Sorry for preforming necromancy on this post, but I have some concerns.

I still see a lot of projects that have AI gen content without the “AI generated” tag.

Am I missing something?

like, are creators able to remove the tag from being visible on their game page? because it should be clearly visible even if it has to go over the tag limit.

(witch should probably be raised by the way, like 10 is fine, except with the plethora of tags there are it could be around 15-20)

(+1)

If you're fairly certain that those games aren't correctly tagged, please report them so that itch.io staff can take a look. Thank you.

(+1)

People cannot easily check, if those "tags" are missing or not. It is not tags, you can just use the tag filter system to filter by six new meta informations that are invisible on the game page.

Adding to the confusion are developers that manually use those strings of text as actual tags.

Tags applied to a game page are easily visible in the More Information box that can be opened with a click.

(+3)

Redonihunter is correct. The AI Generated and No AI tags, specifically, do not appear under More Information. Only tags that are manually added appear there, while AI Generated/No AI tags are keyed to a question that you have to answer when submitting a project and don't fall under that.

This is dumb and itch should fix it.

(+1)

That is technically correct.

But please see for yourself, how many of those games do have easily visible ai tags in the more information box.

https://itch.io/games/tag-no-ai  

https://itch.io/games/tag-ai-generated 

my prediction is like 5% lol

(+1)

https://itch.io/t/4309690/generative-ai-disclosure-tagging

This field is now required for all asset creators on itch.io.  ...  We’ll have a grace period for people to update their pages

You missed how this is only mandatory for assets.

Also, those are not tags to see, but tags to filter. This means you will not see the AI tags in the info box. It is a very bad implementation of that feature. Terrible design. Making the info a tag, but not a tag.

It is very confusing. Therefore I will explain in detail:

Every tag you see in a info box ("More information") on a project's page is manually added by the developer.

Tags are things in the tags list and in the genre list. Itch has freestyle tagging, so people can chose to use basically any tag, even https://itch.io/games/tag-unity , despite there being https://itch.io/games/made-with-unity  meta information. 

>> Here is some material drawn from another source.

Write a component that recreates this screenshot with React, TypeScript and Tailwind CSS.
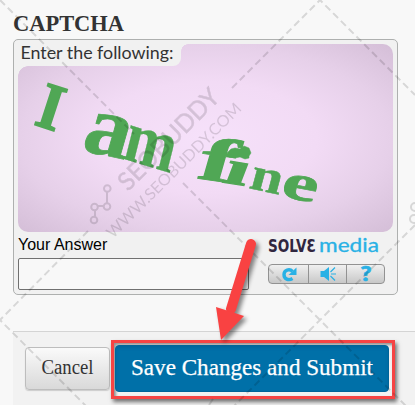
import React from "react";

type Glyph = { c: string; x: number; y: number; r: number; skew: number; size: number; w: number; weight: number };

const glyphs: Glyph[] = [
  { c: "I", x: 33, y: 124, r: 18, skew: 0, size: 66, w: 24, weight: 1.8 },
  { c: "a", x: 80, y: 150, r: 12, skew: -4, size: 86, w: 46, weight: 0.8 },
  { c: "m", x: 121, y: 158, r: 17, skew: 3, size: 74, w: 52, weight: 0.3 },
  { c: "f", x: 195, y: 178, r: 8, skew: -8, size: 62, w: 36, weight: 0.8 },
  { c: "ı", x: 221, y: 182, r: 9, skew: -12, size: 48, w: 24, weight: 1.2 },
  { c: "n", x: 248, y: 188, r: 12, skew: -3, size: 47, w: 32, weight: 0.5 },
  { c: "e", x: 279, y: 196, r: 11, skew: -5, size: 51, w: 36, weight: 0.6 },
];

function Captcha() {
  return (
    <div className="relative h-[188px] w-[375px] rounded-[10px] bg-[radial-gradient(ellipse_at_center,#f6e1fa_0%,#f2dbf5_42%,#e6d0e9_70%,#d4bed7_100%)]">
      <div className="h-[22px] w-[163px] rounded-br-[8px] bg-[#f1f1f1]">
        <svg width="163" height="22" className="block overflow-visible">
          <text x="2.5" y="15" fontSize="17" fill="#333" fontFamily="Lato, sans-serif" textLength="153" lengthAdjust="spacingAndGlyphs">
            Enter the following:
          </text>
        </svg>
      </div>
      <div className="absolute left-0 top-[22px] size-[10px] bg-[radial-gradient(circle_at_bottom_right,transparent_9.5px,#f1f1f1_10px)]" />
      <div className="absolute left-[163px] top-0 size-[7px] bg-[radial-gradient(circle_at_bottom_right,transparent_6.5px,#f1f1f1_7px)]" />
      <svg className="absolute left-0 top-0" width="375" height="188" viewBox="18 44 375 188">
        <g fill="#50a755" stroke="#50a755" fontFamily="'Liberation Serif', serif" fontWeight="700">
          {glyphs.map((g) => (
            <text key={g.c} fontSize={g.size} strokeWidth={g.weight} textLength={g.w} lengthAdjust="spacingAndGlyphs" transform={`translate(${g.x} ${g.y}) rotate(${g.r}) skewX(${g.skew})`}>
              {g.c}
            </text>
          ))}
          <path strokeWidth="0.5" d="M227 153l4-4 4-1 5 1 4-3 5 2 2 5-2 3v2l-4 1-5-2-5 1-6-1z" />
        </g>
      </svg>
    </div>
  );
}

function SolveMedia() {
  return (
    <div className="w-[117px]">
      <svg width="117" height="20" viewBox="0 0 117 20" className="block overflow-visible">
        <text x="0" y="14.5" fontFamily="'DejaVu Sans', sans-serif" fontWeight="700" fontSize="17" fill="#30263f" textLength="48" lengthAdjust="spacingAndGlyphs">SOLVƐ</text>
        <text x="51" y="14.5" fontFamily="Lato, sans-serif" fontSize="19" fill="#29b1e5" stroke="#29b1e5" strokeWidth=".3" textLength="60" lengthAdjust="spacingAndGlyphs">media</text>
      </svg>
      <div className="mt-[7px] flex h-5 rounded-[4px] border border-[#929292] bg-gradient-to-b from-[#f0f0f0] to-[#c8c8c8]">
        <div className="flex w-10 items-center justify-center border-r border-[#929292]">
          <svg width="18" height="16" viewBox="0 0 18 16"><path d="M12.5 12.5C8.5 15 4 13 4 8.5C4 4 9.5 2.2 12.5 5.5" fill="none" stroke="#29b1e5" strokeWidth="3.4" /><path d="M16.5 1.5V9H8.5z" fill="#29b1e5" /></svg>
        </div>
        <div className="flex w-[38px] items-center justify-center border-r border-[#929292]">
          <svg width="18" height="16" viewBox="0 0 18 16"><path d="M1.5 5h3.5l5-4v14l-5-4H1.5z" fill="#29b1e5" /><path d="M11.5 6L16 1.5M12 8h5M11.5 10l4.5 4.5" stroke="#29b1e5" strokeWidth="1.2" /></svg>
        </div>
        <div className="flex flex-1 items-center justify-center">
          <svg width="14" height="18" className="overflow-visible"><text x="1.5" y="16" fontFamily="Lato, sans-serif" fontWeight="900" fontSize="20" fill="#29b1e5" stroke="#29b1e5" strokeWidth=".7" textLength="11" lengthAdjust="spacingAndGlyphs">?</text></svg>
        </div>
      </div>
    </div>
  );
}

function Watermark() {
  return (
    <svg className="pointer-events-none absolute inset-0" width="415" height="405" opacity="0.13">
      <g fill="none" stroke="#000" strokeWidth="2" strokeDasharray="7 4">
        <path d="M0 0L134 134M183 183L320 320L415 415M232 88L320 0L415 95M88 231L0 320L90 410M415 225L230 410" />
      </g>
      <g fill="none" stroke="#000" strokeWidth="2">
        <path d="M107 192v11M104 206h-6M95 210v7" />
        <circle cx="107.3" cy="188.5" r="3.3" />
        <circle cx="107" cy="206.5" r="3.3" />
        <circle cx="94.5" cy="207" r="3.3" />
        <circle cx="94" cy="220" r="3.3" />
        <circle cx="415" cy="207" r="4" />
        <circle cx="414" cy="219" r="4" />
        <path d="M209 405l4-6" />
      </g>
      <text transform="translate(128 192) rotate(-45)" fontFamily="Lato, sans-serif" fontSize="25" stroke="#000" strokeWidth=".5" textLength="132" lengthAdjust="spacingAndGlyphs">SEOBUDDY</text>
      <text transform="translate(113 239) rotate(-45)" fontFamily="Lato, sans-serif" fontSize="16" textLength="183" lengthAdjust="spacingAndGlyphs">WWW.SEOBUDDY.COM</text>
    </svg>
  );
}

export default function App() {
  return (
    <main className="relative h-[405px] w-[415px] overflow-hidden bg-[#f8f8f8] pl-[13px]">
      <h1 className="h-[39px] pt-[9px] font-['Liberation_Serif',serif] text-[22px] font-bold leading-[30px] text-[#333]">
        <svg width="120" height="30" className="block"><text x="0" y="22" fontSize="22.5" fill="#333" textLength="111" lengthAdjust="spacingAndGlyphs">CAPTCHA</text></svg>
      </h1>
      <section className="h-[256px] w-[385px] rounded-[5px] border border-[#aeb0af] bg-[#f1f1f1] p-1">
        <Captcha />
        <div className="flex justify-between pr-2">
          <label className="block w-[231px] font-['Liberation_Sans',sans-serif] text-[16px] leading-[26px] text-black">
            Your Answer
            <input className="block h-8 w-[231px] rounded-[2px] border border-[#707070] bg-[#f8f8f8]" />
          </label>
          <div className="pt-[5px]"><SolveMedia /></div>
        </div>
      </section>
      <footer className="mt-[36px] flex h-[80px] border-t border-[#d4d4d4] bg-[#f2f2f2] pl-3 font-['Liberation_Serif',serif]">
        <button className="mt-[15px] h-[43px] w-[85px] rounded-[4px] border border-[#bdbdbd] bg-gradient-to-b from-[#fafafa] to-[#d9d9d9] shadow-[0_1px_1px_#ccc]">
          <svg width="83" height="41" className="block"><text x="15.5" y="26" fontSize="20" fill="#333" textLength="52" lengthAdjust="spacingAndGlyphs">Cancel</text></svg>
        </button>
        <div className="ml-px mt-[8px] h-[59px] w-[284px] border-[3px] border-[#f64444] pl-px pt-[2px] shadow-[2px_3px_4px_#0008,inset_2px_2px_3px_#0006]">
          <button className="block h-[47px] w-[274px] rounded-[4px] border border-[#00659a] bg-[#0070a8] shadow-[inset_0_2px_3px_#0050804d]">
            <svg width="272" height="45" className="block"><text x="15" y="29" fontSize="22.5" fill="#fff" stroke="#fff" strokeWidth=".25" textLength="242" lengthAdjust="spacingAndGlyphs">Save Changes and Submit</text></svg>
          </button>
        </div>
      </footer>
      <Watermark />
      <svg className="absolute inset-0 drop-shadow-[3px_3px_2px_#0007]" width="415" height="405">
        <path d="M251 244L231 309" stroke="#f94242" strokeWidth="10" strokeLinecap="round" />
        <path d="M216 307L244 316L221 340z" fill="#f94242" />
      </svg>
    </main>
  );
}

Same goes for any ai tags. They are meta information, but this type of meta information is not displayed on the game page's info box. But it can be filtered by the tag system and two of the new tags appear in the tag filter drop down list. Did I mention how terrible a design that is?

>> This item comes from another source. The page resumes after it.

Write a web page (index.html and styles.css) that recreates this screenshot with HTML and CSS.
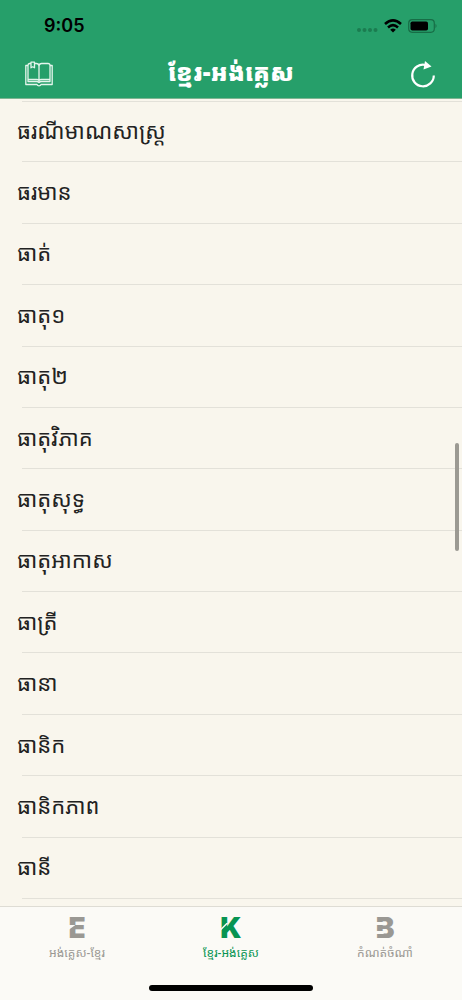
FILE: index.html
```
<!DOCTYPE html>
<html lang="km">
	<head>
		<meta charset="UTF-8">
		<meta name="viewport" content="width=device-width, initial-scale=1">
		<title>ខ្មែរ-អង់គ្លេស</title>
		<link rel="stylesheet" href="styles.css">
	</head>
	<body>
		<div class="app">
			<header class="top">
				<div class="status">
					<span class="time">9:05</span>
					<div class="signals">
						<svg width="22" height="6" viewBox="0 0 22 6" fill="#1b7c50">
							<circle cx="3" cy="3" r="2"/>
							<circle cx="8.500" cy="3" r="2"/>
							<circle cx="14" cy="3" r="2"/>
							<circle cx="19.500" cy="3" r="2"/>
						</svg>
						<svg class="wifi" width="18" height="14" viewBox="0 0 18 14" fill="none" stroke="#000" stroke-width="2.600">
							<path d="M1 5Q9 -2.200 17 5"/>
							<path d="M4 8.400Q9 4 14 8.400"/>
							<path d="M6.200 10.700Q9 8.400 11.800 10.700L9 13.500z" fill="#000" stroke="none"/>
						</svg>
						<svg class="battery" width="30" height="14" viewBox="0 0 30 14">
							<rect x="0.700" y="0.700" width="25.600" height="12.600" rx="3.500" fill="none" stroke="#176d46" stroke-width="1.200"/>
							<rect x="2.500" y="2.500" width="17.500" height="9" rx="1.800"/>
							<path d="M27.500 4.800q2 2.200 0 4.400z" fill="#176d46"/>
						</svg>
					</div>
				</div>
				<div class="navbar">
					<button class="icon" type="button" aria-label="សៀវភៅ">
						<svg width="28" height="26" viewBox="0 0 28 26" fill="none" stroke="#e4f5ec" stroke-width="1.300" stroke-linejoin="round">
							<path d="M6 2.500H4.500Q3 2.700 3 4.500V20.500H11.500Q13 20.500 14 21.500Q15 20.500 16.500 20.500H25V4.500Q25 2.500 23 2.500H16.500Q14.500 2.500 14 4.500Q13.500 2.500 11.500 2.500H9.500"/>
							<path d="M14 4.500V21.500M3 18.500H11.500Q13.500 18.500 14 19.500Q14.500 18.500 16.500 18.500H25"/>
							<path d="M3 4.500H0.800V23.500H12Q12.500 24.800 14 24.800T16 23.500H27.200V4.500H25"/>
							<path d="M6 1.200H9.500V6.800L7.700 5.800L6 6.800z"/>
						</svg>
					</button>
					<h1>ខ្មែរ-អង់គ្លេស</h1>
					<button class="icon" type="button" aria-label="ផ្ទុកឡើងវិញ">
						<svg width="26" height="28" viewBox="0 0 26 28" fill="none" stroke="#fff" stroke-width="2.200">
							<path d="M23.800 15.500A10.800 10.800 0 1 1 15.500 5"/>
							<path d="M15 1L21.500 6.500L13.500 9.500z" fill="#fff" stroke="none"/>
						</svg>
					</button>
				</div>
			</header>

			<main class="words">
				<ul>
					<li><a href="#">ធរណីមាណសាស្ត្រ</a></li>
					<li><a href="#">ធរមាន</a></li>
					<li><a href="#">ធាត់</a></li>
					<li><a href="#">ធាតុ១</a></li>
					<li><a href="#">ធាតុ២</a></li>
					<li><a href="#">ធាតុវិភាគ</a></li>
					<li><a href="#">ធាតុសុទ្ធ</a></li>
					<li><a href="#">ធាតុអាកាស</a></li>
					<li><a href="#">ធាត្រី</a></li>
					<li><a href="#">ធានា</a></li>
					<li><a href="#">ធានិក</a></li>
					<li><a href="#">ធានិកភាព</a></li>
					<li><a href="#">ធានី</a></li>
				</ul>
				<div class="thumb"></div>
			</main>

			<footer>
				<nav class="tabs">
					<a href="#">
						<span class="letter letter-e">E</span>
						<span class="label">អង់គ្លេស-ខ្មែរ</span>
					</a>
					<a class="active" href="#">
						<span class="letter letter-k">K</span>
						<span class="label">ខ្មែរ-អង់គ្លេស</span>
					</a>
					<a href="#">
						<span class="letter letter-b">B</span>
						<span class="label">កំណត់ចំណាំ</span>
					</a>
				</nav>
				<div class="home"></div>
			</footer>
		</div>
	</body>
</html>
```
FILE: styles.css
```
*{
	box-sizing: border-box;
}
body{
	margin: 0;
	background: #f9f6ed;
	color: #222;
	font-family: "Khmer OS Battambang", "Noto Sans Khmer", "Noto Sans", sans-serif;
}
.app{
	min-height: 100vh;
	display: flex;
	flex-direction: column;
}

/* header */
.top{
	background: #269f6a;
	border-bottom: 1px solid #7fb592;
}
.status{
	height: 50px;
	padding: 2px 24px 0 44px;
	display: flex;
	align-items: center;
	justify-content: space-between;
}
.time{
	color: #000;
	font: 600 18px/24px Inter, sans-serif;
}
.signals{
	display: flex;
	align-items: center;
	gap: 6px;
}
.signals svg:first-child{
	margin-top: 8px;
}
.navbar{
	height: 48px;
	padding: 0 24px;
	display: flex;
	align-items: center;
	justify-content: space-between;
}
.icon{
	width: 30px;
	height: 30px;
	padding: 0;
	border: 0;
	background: none;
	display: flex;
	align-items: center;
	justify-content: center;
}
h1{
	margin: 0;
	padding-bottom: 4px;
	color: #fff;
	font-size: 24px;
	line-height: 40px;
	font-weight: 900;
}

/* word list */
.words{
	flex: 1;
	position: relative;
	display: flex;
	padding: 2px 0 7px;
}
ul{
	flex: 1;
	margin: 0;
	padding: 0;
	list-style: none;
	display: grid;
	grid-auto-rows: 1fr;
}
li{
	position: relative;
	display: flex;
	align-items: center;
	padding: 0 0 4px 17px;
}
li::after{
	content: "";
	position: absolute;
	left: 22px;
	right: 0;
	bottom: 0;
	border-bottom: 1px solid #e3e1d9;
}
li:first-child{
	background: linear-gradient(#e3e1d9, #e3e1d9) 22px 0 / 100% 1px no-repeat;
}
li a{
	flex: 1;
	color: #222;
	font-size: 22px;
	line-height: 44px;
	text-decoration: none;
}
.thumb{
	position: absolute;
	bottom: 44%;
	right: 3px;
	width: 4px;
	height: 108px;
	border-radius: 2px;
	background: #9c9a93;
}

/* bottom tabs */
footer{
	background: #fbfaf6;
	border-top: 1px solid #dedcd4;
}
.tabs{
	display: grid;
	grid-template-columns: 1fr 1fr 1fr;
	padding-top: 10px;
}
.tabs a{
	display: flex;
	flex-direction: column;
	align-items: center;
	color: #9a9893;
	text-decoration: none;
}
.tabs .active{
	color: #079452;
}
.letter{
	position: relative;
	font: 900 28px/22px Inter, sans-serif;
}
/* cuts in the tab letters */
.letter::after{
	content: "";
	position: absolute;
	background: #fbfaf6;
}
.letter-e::after{
	left: 0;
	top: 8px;
	width: 7px;
	height: 5px;
	clip-path: polygon(0 0, 100% 0, 0 100%);
}
.letter-k::after{
	left: 0;
	top: 6px;
	width: 8px;
	height: 8px;
	clip-path: polygon(0 75%, 75% 0, 100% 0, 0 100%);
}
.letter-b::after{
	left: 0;
	top: 5px;
	width: 8px;
	height: 12px;
	clip-path: polygon(0 0, 100% 0, 100% 25%, 0 25%, 0 75%, 100% 75%, 100% 100%, 0 100%);
}
.label{
	font-size: 12px;
	line-height: 28px;
}
.home{
	width: 164px;
	height: 6px;
	margin: 18px auto 9px;
	border-radius: 3px;
	background: #000;
}
```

You cannot directly check, if a game has the new meta information. You will have to use ai-generated and the tags of the game to see if it appears in the results or not. If it does not appear in ai-generated nor in the negation tag no-ai, the ai disclosure was not answered. If you see any of those tags in the more information box, it was used manually by the developer as one of the 10 tags.

(1 edit)

You missed how this is only mandatory for assets.

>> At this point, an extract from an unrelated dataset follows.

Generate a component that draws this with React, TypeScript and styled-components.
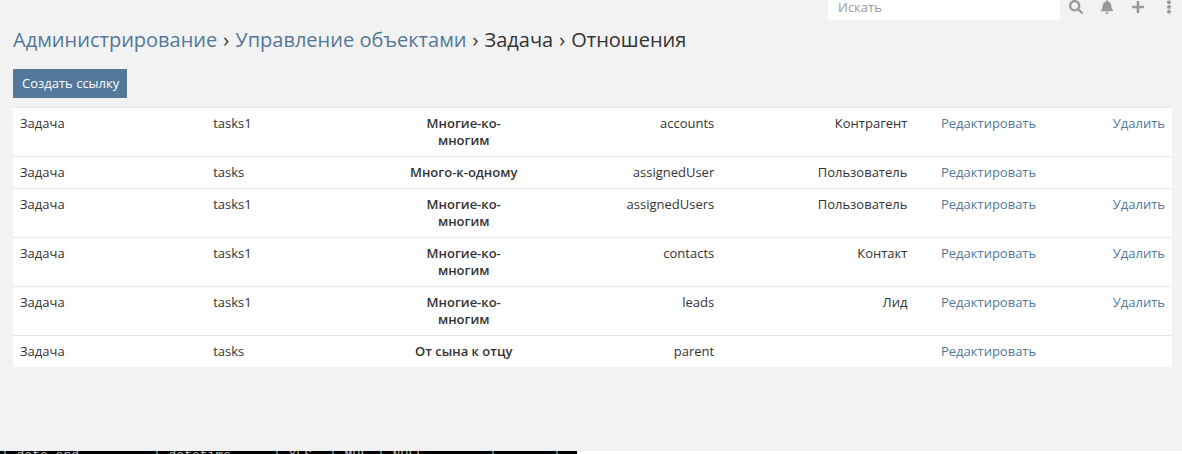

I did mainly mean assets, sorry I wasn’t clear

This means you will not see the AI tags in the info box. It is a very bad implementation of that feature. Terrible design.They are meta information, but this type of meta information is not displayed on the game page’s info box.

after stewing a little more on my original post that is the main point I’m running with

Did I mention how terrible a design that is?

Yes

If you browse for assets, use the no-ai filter. That is implemented as a tag filter, but all the results will have filled out the ai disclosure question with no.

---

The reasoning for the disclosure are indeed legal concerns. "due to legal ambiguity around rights associated with Generative AI content".

 It is one thing to have a game with ai elements, but having assets that involve ai and unknowingly use them in a project to then claim the project does not have ai would be false advertisements. There might also be platforms that ban ai content which put the creator of the new project at risk. And of course that legal ambiguity, as there is dispute about who holds the copyright, if any, for ai results, as some think there is no humans involved and only humans can hold copyright. So if the ai operator might not own the copyright, that publisher might have problems with that part of the tos: "Publishers affirm, represent, and warrant that they own or have the rights, licenses, permissions and consents necessary to publish, duplicate, and distribute the submitted content."

My opinion is, if a photographer can own copyright of a taken photo, so can an ai operator of a prompt result. But there is also the notion of a minimum level of creativity. This is more apparant with written texts. I dimly remember some companies trying to "copyright" their business emails by claiming so in the mail. This is not only bogus, the business communication just does not meet that criteria of minimum creativity in most cases to even qualify for copyright. And neither would prompting an ai to give you a pic of an apple and using the first one to sell as an asset.

(+3)

So this one's itch's fault, mostly. When you're setting up a project, it'll ask you whether it uses AI or not. There's indeed tags keyed to this (No AI and AI Generated), and if you're browsing you can filter by those tags, but they don't show on the project page. Any project with either of those tags on the page itself added it manually.

It's very dumb.

(1 edit) (+2)

they don’t show on the project page.

EXACTLY. YES. Not to mention that if AI gen content is ever ruled to be any form of copyright infringement it could lead to legal trouble. Simply Showing the tags at all, even slightly hidden, would be an easy way to deflect civil cases, lawsuits, and fines.

Given the growing consensus that generative AI is just a plagiarism bot, it’s only a matter of time until AI generates something strikingly similar to a big corporation’s IP.